A fellow whose sobriquet is “Adam” holds these thoughts to be true regarding mass incarceration and the reduction in violent crime.
Blockquote One of the more depressing realizations of recent years appears to be:
#1 The historic drop in violent crime from 1990 to 2019 was indeed caused directly by mass incarceration.
#2 Nothing else seems to work.
Clinton was right.
I should have said 1994. But this is a serious thing. The post-1994 tough on crime era did directly save many innocent lives.
There are a lot of women and children who did not die horrible violent deaths because the would be perps were in prison.
I think bail reform is the most misguided.

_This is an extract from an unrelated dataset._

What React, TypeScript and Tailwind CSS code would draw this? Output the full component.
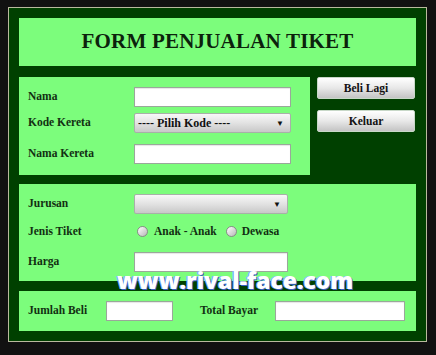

Once an offender is in a crime cycle, they tend to commit crimes almost daily until captured.
The idea that they should be arrested and immediately released is insane.
I don’t like mass incarceration in theory. At all.
But maybe the only altenative is an armed population, with a consistent policy of respect and support for individuals who shoot a criminal.
Vs. treating the self-defender as a criminal, which is what often happens in reality
Another thing certain states could do is pass really “bright line” laws on defense of self and others.
Not arm chair quarterback scrutiny of what innocent people do in the moment of threat by biased DAs.
If you shoot someone in act of felony, no further inquiry.
A lot of replies bringing up lead paint, abortion, and so forth.
Except they didn’t reintroduce lead paint around 2019.
Violent crime went up like a rocket precisely correlated with the recent criminal justice reforms.
If an experiment change status quo policy to release large numbers of criminals, and crime immediately goes up after being down for decades . . .
I think the default assumption is that the experiment caused it.
Burden of proof is on the proponents of the experiment.